Je me suis quasi fait malade à chercher ces jours des anagrames sur Ruiter autres que celle du Terruit que vous avez assurém[en]t vüe mais q[ue] je ne comprens pas bien
Notes :
[1] Ces lettres de Minutoli à Basnage ne nous sont pas parvenues. La seconde contenait visiblement un poème latin par lequel Minutoli célébrait la vocation de son ami à Rouen, celle de Bayle à Sedan et la sienne propre à Genève, tous événements survenus au cours d’une seule année (1675-1676).
[2] Basnage avait prononcé un sermon à Quevilly le 22 décembre 1675, et avait été choisi pour y remplacer Etienne Le Moine comme pasteur. Cette décision fut connue officieusement dès le mois d’avril 1676, mais elle ne devait être rendue officielle qu’en octobre de la même année. Basnage s’installa à Rouen le 11 octobre : voir G. Cerny, Theology, politics and letters, p.28-29.
[3] « Les trois amis. A peine un don public a-t-il permis à Minutoli de professer littérature, mœurs et coutumes et histoire grecques à Genève, qu’immédiatement, ô Bayle, le corps des ministres vous choisit entre de nombreux candidats pour enseigner la philosophie à Sedan. Peu de temps après, l’assemblée ordonne de nommer Basnage pasteur du troupeau de Rouen. Ainsi, l’astre qui nous unit d’un lien étroit ne permet qu’aucune différence dure entre nous. Que la douce paix règne entre des amis qu’une seule et même année appelle à un ministère éternel. »

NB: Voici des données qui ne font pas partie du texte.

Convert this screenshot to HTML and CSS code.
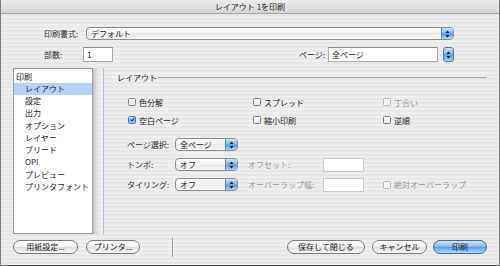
FILE: index.html
```html
<!DOCTYPE html>
<html lang="ja">
<head>
    <meta charset="UTF-8">
    <title>レイアウト 1を印刷</title>
    <link rel="stylesheet" href="styles.css">
</head>
<body>
    <div class="window">
        <div class="titlebar">レイアウト 1を印刷</div>

        <div class="head">
            <div class="row row-style">
                <span class="label label-style">印刷書式:</span>
                <div class="popup popup-wide">
                    <span class="popup-text">デフォルト</span>
                    <span class="popup-arrows"><svg width="5" height="8" viewBox="0 0 5 8"><path d="M2.5 0.5 L4.5 3 H0.5Z M0.5 5 H4.5 L2.5 7.5Z" fill="#1b1b1b"/></svg></span>
                </div>
            </div>
            <div class="row row-copies">
                <span class="label label-copies">部数:</span>
                <div class="field field-copies">1</div>
                <span class="label label-pages">ページ:</span>
                <div class="field field-pages">全ページ</div>
                <span class="stepper"><svg width="5" height="8" viewBox="0 0 5 8"><path d="M2.5 0.5 L4.5 3 H0.5Z M0.5 5 H4.5 L2.5 7.5Z" fill="#1b1b1b"/></svg></span>
            </div>
        </div>

        <div class="main">
            <ul class="list">
                <li class="list-group">印刷</li>
                <li class="selected">レイアウト</li>
                <li>設定</li>
                <li>出力</li>
                <li>オプション</li>
                <li>レイヤー</li>
                <li>ブリード</li>
                <li>OPI</li>
                <li>プレビュー</li>
                <li>プリンタフォント</li>
            </ul>
            <div class="list-shadow"></div>

            <div class="pane">
                <div class="pane-title">
                    <span>レイアウト</span>
                    <span class="pane-rule"></span>
                </div>

                <div class="checks">
                    <label class="check-item"><span class="check"></span>色分解</label>
                    <label class="check-item"><span class="check"></span>スプレッド</label>
                    <label class="check-item disabled"><span class="check"></span>丁合い</label>
                    <label class="check-item"><span class="check checked"><svg width="9" height="9" viewBox="0 0 9 9"><path d="M1.6 4.6 L3.6 7.2 L7.8 0.8" fill="none" stroke="#111" stroke-width="1.5"/></svg></span>空白ページ</label>
                    <label class="check-item"><span class="check"></span>縮小印刷</label>
                    <label class="check-item"><span class="check"></span>逆順</label>
                </div>

                <div class="options">
                    <span class="label">ページ選択:</span>
                    <div class="popup popup-small">
                        <span class="popup-text">全ページ</span>
                        <span class="popup-arrows"><svg width="5" height="8" viewBox="0 0 5 8"><path d="M2.5 0.5 L4.5 3 H0.5Z M0.5 5 H4.5 L2.5 7.5Z" fill="#1b1b1b"/></svg></span>
                    </div>
                    <span></span><span></span><span></span>

                    <span class="label">トンボ:</span>
                    <div class="popup popup-small">
                        <span class="popup-text">オフ</span>
                        <span class="popup-arrows"><svg width="5" height="8" viewBox="0 0 5 8"><path d="M2.5 0.5 L4.5 3 H0.5Z M0.5 5 H4.5 L2.5 7.5Z" fill="#1b1b1b"/></svg></span>
                    </div>
                    <span class="label disabled">オフセット:</span>
                    <div class="field field-small"></div>
                    <span></span>

                    <span class="label">タイリング:</span>
                    <div class="popup popup-small">
                        <span class="popup-text">オフ</span>
                        <span class="popup-arrows"><svg width="5" height="8" viewBox="0 0 5 8"><path d="M2.5 0.5 L4.5 3 H0.5Z M0.5 5 H4.5 L2.5 7.5Z" fill="#1b1b1b"/></svg></span>
                    </div>
                    <span class="label disabled">オーバーラップ幅:</span>
                    <div class="field field-small"></div>
                    <label class="check-item disabled"><span class="check"></span>絶対オーバーラップ</label>
                </div>
            </div>
        </div>

        <div class="footer">
            <button class="btn btn-paper">用紙設定...</button>
            <button class="btn btn-printer">プリンタ...</button>
            <span class="footer-sep"></span>
            <span class="footer-space"></span>
            <button class="btn btn-save">保存して閉じる</button>
            <button class="btn btn-cancel">キャンセル</button>
            <button class="btn btn-default">印刷</button>
        </div>
    </div>
</body>
</html>
```

FILE: styles.css
```css
* {
    box-sizing: border-box;
}
body {
    margin: 0;
    font-family: "Noto Sans CJK JP", "Liberation Sans", sans-serif;
    font-size: 8px;
    color: #1a1a1a;
    background-color: #e8e8e8;
}
.window {
    width: 500px;
    height: 266px;
    border-left: 1px solid #7a7a7a;
    border-right: 1px solid #7a7a7a;
    border-bottom: 1px solid #5a5a5a;
    background: repeating-linear-gradient(to bottom, #eeeeee 0, #eeeeee 2px, #e7e7e7 2px, #e7e7e7 4px);
}
.titlebar {
    height: 14px;
    line-height: 13px;
    text-align: center;
    color: #222;
    background: linear-gradient(#ececec, #d6d6d6);
    border-bottom: 1px solid #a2a2a2;
    border-top-left-radius: 3px;
    border-top-right-radius: 3px;
}
.head {
    padding-left: 43px;
    padding-right: 45px;
}
.row {
    display: flex;
    align-items: center;
}
.row-style {
    margin-top: 13px;
    height: 13px;
}
.row-copies {
    margin-top: 7px;
    height: 15px;
}
.label {
    color: #2a2a2a;
    white-space: nowrap;
}
.label.disabled {
    color: #9a9a9a;
}
.label-style {
    width: 42px;
}
.label-copies {
    width: 39px;
}
.label-pages {
    margin-left: auto;
    width: 29px;
}

/* popups */
.popup {
    display: flex;
    height: 13px;
    border: 1px solid #8b8b8b;
    border-radius: 4px;
    background: linear-gradient(#ffffff, #f1f1f1 50%, #e6e6e6 50%, #f7f7f7);
    overflow: hidden;
}
.popup-wide {
    width: 368px;
}
.popup-small {
    width: 63px;
}
.popup-text {
    flex: 1;
    padding-left: 4px;
    line-height: 11px;
    white-space: nowrap;
}
.popup-arrows,
.stepper {
    display: flex;
    align-items: center;
    justify-content: center;
    background: linear-gradient(#cfe4fb, #80b6ee 45%, #5a9ae6 55%, #a9d6fc);
}
.popup-arrows {
    width: 12px;
    border-left: 1px solid #5d86c2;
}
.stepper {
    width: 11px;
    height: 15px;
    margin-left: 5px;
    border: 1px solid #4f77b5;
    border-radius: 3px;
}

/* text fields */
.field {
    height: 15px;
    padding-left: 3px;
    line-height: 13px;
    background-color: #fff;
    border: 1px solid #a9a9a9;
    border-top-color: #8a8a8a;
}
.field-copies {
    width: 30px;
}
.field-pages {
    width: 110px;
}
.field-small {
    width: 41px;
    height: 14px;
    border-color: #cccccc;
}

/* main area */
.main {
    display: flex;
    height: 166px;
    margin-top: 6px;
}
.list {
    list-style: none;
    margin: 0 0 0 12px;
    padding: 1.5px 0 0 0;
    width: 80px;
    height: 166px;
    background-color: #fff;
    border: 1px solid #9b9b9b;
    overflow: hidden;
}
.list li {
    height: 12.25px;
    line-height: 12.25px;
    padding-left: 11px;
    white-space: nowrap;
}
.list .list-group {
    padding-left: 2px;
}
.list .selected {
    background-color: #b5d2fb;
}
.list-shadow {
    width: 7px;
    height: 166px;
    background: linear-gradient(to right, #c4c4c4, #dedede 60%, #ebebeb);
}
.pane {
    flex: 1;
    margin-left: 3px;
    padding: 3px 12px 0 13px;
    border-left: 1px solid #a9c1e3;
}
.pane-title {
    display: flex;
    align-items: center;
    height: 12px;
}
.pane-rule {
    flex: 1;
    height: 1px;
    margin-left: 1px;
    background-color: #a8a8a8;
}

/* checkboxes */
.checks {
    display: grid;
    grid-template-columns: 125px 130px 1fr;
    grid-auto-rows: 12px;
    row-gap: 6px;
    margin-top: 13px;
    padding-left: 11px;
}
.check-item {
    display: flex;
    align-items: center;
    white-space: nowrap;
}
.check-item.disabled {
    color: #9a9a9a;
}
.check {
    display: flex;
    align-items: center;
    justify-content: center;
    width: 8px;
    height: 8px;
    margin-right: 3px;
    border: 1px solid #7f7f7f;
    border-radius: 1.5px;
    background: linear-gradient(#ffffff, #e4e4e4);
}
.check-item.disabled .check {
    border-color: #b9b9b9;
    background: #f4f4f4;
}
.check.checked {
    border-color: #4f77b5;
    background: linear-gradient(#cfe4fb, #7bb2ee 50%, #5a9ae6 50%, #a9d6fc);
}
.check.checked svg {
    margin-top: -2px;
    margin-left: 1px;
}

/* option rows */
.options {
    display: grid;
    grid-template-columns: 48px 73px 75px 60px 1fr;
    grid-auto-rows: 14px;
    row-gap: 6px;
    align-items: center;
    margin-top: 11.5px;
    padding-left: 10px;
}
.options .check-item {
    padding-left: 0;
}

/* footer */
.footer {
    display: flex;
    align-items: center;
    height: 20px;
    margin-top: 3px;
    padding: 0 12px;
}
.btn {
    height: 14px;
    padding: 0;
    font-family: inherit;
    font-size: 8px;
    line-height: 12px;
    color: #1a1a1a;
    border: 1px solid #7a7a7a;
    border-radius: 7px;
    background: linear-gradient(#ffffff, #f0f0f0 50%, #dddddd 50%, #f6f6f6);
}
.btn-paper {
    width: 65px;
}
.btn-printer {
    width: 54px;
    margin-left: 8px;
}
.footer-sep {
    width: 1px;
    height: 19px;
    margin-left: 32px;
    background-color: #a0a0a0;
}
.footer-space {
    flex: 1;
}
.btn-save {
    width: 78px;
}
.btn-cancel {
    width: 55px;
    margin-left: 7px;
}
.btn-default {
    width: 54px;
    margin-left: 6px;
    border-color: #3f68a8;
    background: linear-gradient(#d2e6fc, #86baef 45%, #5d9de7 55%, #b2dcfd);
}
```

[4] Cette lettre de Bayle à Minutoli était probablement la Lettre 122 ou 123, à laquelle Bayle aurait joint d’autres lettres adressées à des gens de Genève ou des environs de la ville.
[5] Voir Lettre 123, p.339, une allusion à un accident survenu à la comtesse de Dohna. C’est apparemment pour en soigner les suites que celle-ci, accompagnée de sa dame de compagnie, Louise Marcombes, s’est rendue en Auvergne, où les eaux de Saint-Myon, dont Mazarin et Colbert avaient fait usage, étaient réputées. Voir A. Rudel, Sources merveilleuses d’Auvergne et du Bourbonnais (Clermont-Ferrand 1974), p.140. Cette source au débit réduit n’appartient plus au thermalisme d’aujourd’hui.

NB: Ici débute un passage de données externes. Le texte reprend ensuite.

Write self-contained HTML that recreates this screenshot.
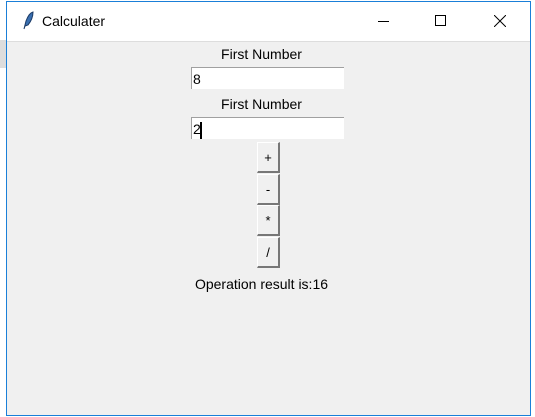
<!DOCTYPE html><html><head><style>
body{margin:0;width:535px;height:417px;background:#fff;position:relative;overflow:hidden;font-family:"Liberation Sans",sans-serif}
.win{position:absolute;left:6px;top:1px;width:523px;height:413px;border:1px solid #1a7fd8;background:#f0f0f0}
.tb{position:absolute;left:0;top:0;right:0;height:39px;background:#fff;border-bottom:1px solid #ddd}
.t{position:absolute;left:35px;top:11px;font-size:14px;color:#000}
.lab{position:absolute;width:523px;text-align:center;font-size:14px;color:#000;left:-7px}
.ent{position:absolute;left:184px;width:153px;height:22px;background:#fff;border-top:1px solid #a0a0a0;border-left:1px solid #a0a0a0;font-size:14px;line-height:22px;padding-left:1px;box-sizing:border-box}
.btn{position:absolute;left:250px;width:23px;height:31px;background:#f0f0f0;border-right:2px solid #777;border-bottom:2px solid #777;border-top:1px solid #fff;border-left:1px solid #fff;box-sizing:border-box;text-align:center;font-size:13px;line-height:29px}
</style></head><body>
<div style="position:absolute;left:0;top:40px;width:6px;height:28px;background:#ddd"></div>
<div class="win">
<div class="tb">
<svg style="position:absolute;left:14px;top:9px" width="14" height="20"><path d="M3 18 L5 10 Q8 2 12 1 Q12 8 7 14 L4 15 Z" fill="#3a6fb0" stroke="#1b3a66" stroke-width="1"/></svg>
<div class="t">Calculater</div>
<div style="position:absolute;left:371px;top:19px;width:11px;height:1px;background:#000"></div>
<div style="position:absolute;left:428px;top:13px;width:9px;height:9px;border:1px solid #000"></div>
<svg style="position:absolute;left:487px;top:13px" width="12" height="12"><path d="M0 0L12 12M12 0L0 12" stroke="#000" stroke-width="1"/></svg>
</div>
<div class="lab" style="top:44px">First Number</div>
<div class="ent" style="top:65px">8</div>
<div class="lab" style="top:94px">First Number</div>
<div class="ent" style="top:115px">2<span style="display:inline-block;width:2px;height:17px;background:#000;vertical-align:middle;margin-left:-1px"></span></div>
<div class="btn" style="top:140px">+</div>
<div class="btn" style="top:172px">-</div>
<div class="btn" style="top:203px">*</div>
<div class="btn" style="top:235px">/</div>
<div class="lab" style="top:274px;font-size:14px">Operation result is:16</div>
</div>
</body></html>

[6] « Les Espagnols furent terrifiés par Ruyter, qui terrifia les Anglais. Trois fois il fondit sur les Français, terrifié il tomba. »
[7] C’est-à-dire, avant la Paix de Westphalie.
[8] terrui : « j’ai répandu la terreur ». Ruyter aurait pu le dire avec justice de sa carrière comme fléau des Anglais et des Français et comme terreur des barbaresques.
[9] Nous ignorons qui était ce lettré au jugement de qui Minutoli déférait et qui, apparemment, ne résidait pas à Genève même.
[10] Voir Lettre 118, n.13.
[11] Il s’agit du théologien zurichois Johann-Heinrich Otte : voir Lettre 117, n.12.
[12] Trajano Boccalini, Commentarii sopra Cornelio Tacito, come sono stati lasciati dall’autore. Opera non stampata (Cosmopoli [Amsterdam] 1677, 4°).
[13] Michel Antoine Baudrand (1633-1700), S.J., Lexicon geographicum in quo universi orbis urbes, provinciae, regna, maria et flumina recensentur. Illud primum in lucem edidit [1627] Philippus Ferrarius – Nunc Michael Antonius Baudrand – hanc editionem emendavit, illustravit, et dimidia parte auctiorem fecit. Accessit Mantissa correctionum Dominici Magri nunc primum edita (Patavii 1674, folio, 2 vol.). Plusieurs fois réimprimé jusqu’au siècle. L’ouvrage reprend et complète, non sans bévues additionnelles d’ailleurs, les travaux de prédécesseurs : Philippe Ferrari (?-1626), servite, et le Père Domenico Magri (1604-1672).
[14] Sur ce livre, voir Lettre 135, n.28.
[15] Lettre écrite de Varsovie à Hanovre : nous n’avons su identifier cette pièce fugitive.